--- TASK DETAILS ---
Scan the data below for the string "screenshot". Copy every line where it appears.

--- STORED ROWS ---
%%
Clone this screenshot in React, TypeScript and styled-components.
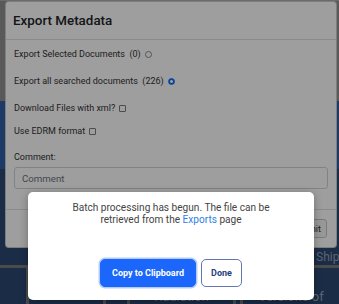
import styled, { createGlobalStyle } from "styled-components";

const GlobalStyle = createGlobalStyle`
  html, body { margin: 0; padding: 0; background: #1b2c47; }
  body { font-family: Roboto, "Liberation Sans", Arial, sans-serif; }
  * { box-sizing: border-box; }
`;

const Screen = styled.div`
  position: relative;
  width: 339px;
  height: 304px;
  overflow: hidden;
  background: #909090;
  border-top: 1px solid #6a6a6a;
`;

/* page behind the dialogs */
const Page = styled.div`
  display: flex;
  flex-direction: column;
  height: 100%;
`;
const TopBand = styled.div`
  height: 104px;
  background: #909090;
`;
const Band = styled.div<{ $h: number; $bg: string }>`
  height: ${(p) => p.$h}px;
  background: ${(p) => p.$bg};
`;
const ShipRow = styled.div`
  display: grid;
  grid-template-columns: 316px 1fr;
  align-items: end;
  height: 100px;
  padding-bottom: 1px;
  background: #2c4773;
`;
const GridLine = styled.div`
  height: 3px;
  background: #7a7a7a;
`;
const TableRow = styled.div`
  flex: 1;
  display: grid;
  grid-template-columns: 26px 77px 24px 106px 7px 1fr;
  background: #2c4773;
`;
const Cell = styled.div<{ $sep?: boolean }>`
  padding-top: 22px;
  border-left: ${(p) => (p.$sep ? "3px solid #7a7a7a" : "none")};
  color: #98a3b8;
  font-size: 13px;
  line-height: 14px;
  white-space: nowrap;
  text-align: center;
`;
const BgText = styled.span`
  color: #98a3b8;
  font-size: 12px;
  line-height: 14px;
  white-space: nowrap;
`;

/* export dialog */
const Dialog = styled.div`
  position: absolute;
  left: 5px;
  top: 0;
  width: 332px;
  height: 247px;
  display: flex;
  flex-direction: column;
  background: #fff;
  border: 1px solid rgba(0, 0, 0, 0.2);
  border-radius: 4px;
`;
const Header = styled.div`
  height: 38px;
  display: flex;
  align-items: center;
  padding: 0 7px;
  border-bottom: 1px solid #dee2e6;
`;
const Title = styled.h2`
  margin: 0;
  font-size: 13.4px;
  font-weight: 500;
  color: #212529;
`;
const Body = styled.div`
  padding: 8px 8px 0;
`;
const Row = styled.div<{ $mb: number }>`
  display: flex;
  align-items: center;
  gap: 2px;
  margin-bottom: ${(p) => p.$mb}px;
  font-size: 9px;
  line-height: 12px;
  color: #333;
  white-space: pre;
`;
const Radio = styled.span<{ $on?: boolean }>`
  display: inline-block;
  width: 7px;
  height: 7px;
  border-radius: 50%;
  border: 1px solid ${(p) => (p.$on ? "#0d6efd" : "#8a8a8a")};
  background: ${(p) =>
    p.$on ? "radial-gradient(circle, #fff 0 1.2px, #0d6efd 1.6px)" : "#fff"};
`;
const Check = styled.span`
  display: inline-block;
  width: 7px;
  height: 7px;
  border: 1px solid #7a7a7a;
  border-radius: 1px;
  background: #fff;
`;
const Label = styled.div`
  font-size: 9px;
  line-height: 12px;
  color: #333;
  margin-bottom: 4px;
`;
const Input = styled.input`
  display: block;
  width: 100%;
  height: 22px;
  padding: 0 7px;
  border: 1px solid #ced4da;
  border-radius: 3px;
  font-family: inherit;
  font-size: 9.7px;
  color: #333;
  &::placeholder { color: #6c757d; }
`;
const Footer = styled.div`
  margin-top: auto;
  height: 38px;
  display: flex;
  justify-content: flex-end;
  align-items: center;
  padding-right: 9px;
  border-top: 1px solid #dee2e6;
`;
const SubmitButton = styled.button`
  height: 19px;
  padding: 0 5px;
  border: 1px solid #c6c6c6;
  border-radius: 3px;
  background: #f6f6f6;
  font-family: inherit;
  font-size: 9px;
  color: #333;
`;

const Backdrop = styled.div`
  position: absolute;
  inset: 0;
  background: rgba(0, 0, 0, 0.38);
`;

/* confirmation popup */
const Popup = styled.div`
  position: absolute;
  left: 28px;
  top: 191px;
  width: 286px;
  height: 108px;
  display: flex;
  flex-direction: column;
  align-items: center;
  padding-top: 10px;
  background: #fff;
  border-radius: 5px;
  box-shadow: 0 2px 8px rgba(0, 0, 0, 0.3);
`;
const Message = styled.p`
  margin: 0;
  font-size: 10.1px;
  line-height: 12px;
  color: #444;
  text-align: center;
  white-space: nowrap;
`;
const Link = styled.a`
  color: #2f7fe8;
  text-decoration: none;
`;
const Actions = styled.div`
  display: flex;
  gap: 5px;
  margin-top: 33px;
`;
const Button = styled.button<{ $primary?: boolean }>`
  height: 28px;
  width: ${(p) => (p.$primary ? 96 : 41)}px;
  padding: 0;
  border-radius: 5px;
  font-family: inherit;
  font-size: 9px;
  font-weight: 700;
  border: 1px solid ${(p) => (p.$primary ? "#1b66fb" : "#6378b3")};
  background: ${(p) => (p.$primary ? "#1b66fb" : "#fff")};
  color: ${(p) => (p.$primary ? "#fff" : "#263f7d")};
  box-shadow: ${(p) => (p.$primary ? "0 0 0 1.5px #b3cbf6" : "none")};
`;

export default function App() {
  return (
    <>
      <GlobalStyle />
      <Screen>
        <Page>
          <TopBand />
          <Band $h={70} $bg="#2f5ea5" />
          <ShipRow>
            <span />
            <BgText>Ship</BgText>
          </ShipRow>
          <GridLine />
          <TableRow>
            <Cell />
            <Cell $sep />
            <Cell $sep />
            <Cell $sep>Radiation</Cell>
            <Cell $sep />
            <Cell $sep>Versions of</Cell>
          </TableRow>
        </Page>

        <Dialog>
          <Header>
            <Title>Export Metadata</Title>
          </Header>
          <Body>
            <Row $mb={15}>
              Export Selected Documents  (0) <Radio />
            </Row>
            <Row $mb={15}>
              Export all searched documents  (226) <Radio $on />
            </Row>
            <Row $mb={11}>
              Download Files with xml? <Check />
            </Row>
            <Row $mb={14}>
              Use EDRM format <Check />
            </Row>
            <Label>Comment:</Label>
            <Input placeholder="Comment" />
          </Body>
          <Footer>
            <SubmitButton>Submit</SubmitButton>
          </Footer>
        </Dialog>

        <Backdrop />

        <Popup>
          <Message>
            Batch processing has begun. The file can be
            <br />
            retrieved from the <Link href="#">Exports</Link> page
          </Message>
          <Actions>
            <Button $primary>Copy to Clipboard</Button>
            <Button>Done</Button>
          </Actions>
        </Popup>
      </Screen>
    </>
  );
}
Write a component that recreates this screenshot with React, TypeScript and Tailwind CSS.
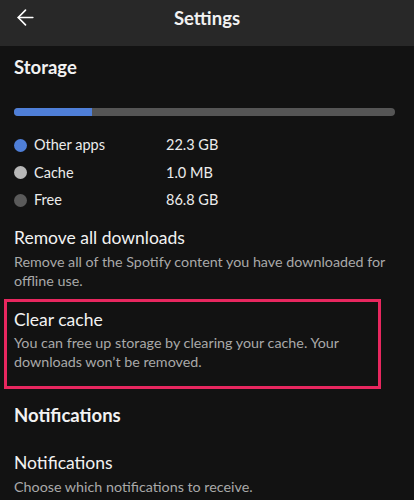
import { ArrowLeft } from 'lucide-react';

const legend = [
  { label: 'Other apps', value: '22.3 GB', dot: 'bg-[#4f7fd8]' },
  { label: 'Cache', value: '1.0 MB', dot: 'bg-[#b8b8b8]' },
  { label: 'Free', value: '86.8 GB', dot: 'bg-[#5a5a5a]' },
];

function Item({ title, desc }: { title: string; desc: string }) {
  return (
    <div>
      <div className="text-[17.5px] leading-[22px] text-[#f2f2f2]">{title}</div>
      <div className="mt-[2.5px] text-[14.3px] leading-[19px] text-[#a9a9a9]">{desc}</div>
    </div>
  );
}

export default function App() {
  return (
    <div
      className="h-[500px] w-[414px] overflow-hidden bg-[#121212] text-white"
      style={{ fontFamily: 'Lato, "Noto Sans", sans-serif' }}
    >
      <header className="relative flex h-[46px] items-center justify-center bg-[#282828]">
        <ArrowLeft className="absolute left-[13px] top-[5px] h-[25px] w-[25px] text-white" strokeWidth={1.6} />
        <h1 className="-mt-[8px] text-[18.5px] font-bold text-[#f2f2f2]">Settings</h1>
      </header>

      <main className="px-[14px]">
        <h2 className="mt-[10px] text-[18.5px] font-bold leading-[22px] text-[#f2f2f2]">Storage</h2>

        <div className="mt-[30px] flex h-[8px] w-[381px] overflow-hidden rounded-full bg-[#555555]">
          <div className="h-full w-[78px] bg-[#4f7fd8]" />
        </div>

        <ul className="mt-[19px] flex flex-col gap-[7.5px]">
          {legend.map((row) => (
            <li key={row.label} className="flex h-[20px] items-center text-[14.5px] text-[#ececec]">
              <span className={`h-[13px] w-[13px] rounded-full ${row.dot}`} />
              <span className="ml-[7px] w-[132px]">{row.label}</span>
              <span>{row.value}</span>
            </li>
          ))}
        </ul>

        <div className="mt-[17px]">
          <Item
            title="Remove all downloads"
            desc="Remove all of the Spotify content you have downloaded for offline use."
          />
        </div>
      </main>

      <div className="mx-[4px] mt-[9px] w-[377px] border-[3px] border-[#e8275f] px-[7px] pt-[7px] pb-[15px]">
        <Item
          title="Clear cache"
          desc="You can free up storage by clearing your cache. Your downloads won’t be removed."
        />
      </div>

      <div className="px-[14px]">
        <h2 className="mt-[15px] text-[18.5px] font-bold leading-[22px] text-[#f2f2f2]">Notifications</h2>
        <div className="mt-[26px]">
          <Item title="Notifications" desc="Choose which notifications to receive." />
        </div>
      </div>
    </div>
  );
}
%%
--- FULL RESPONSE ---
Clone this screenshot in React, TypeScript and styled-components.
Write a component that recreates this screenshot with React, TypeScript and Tailwind CSS.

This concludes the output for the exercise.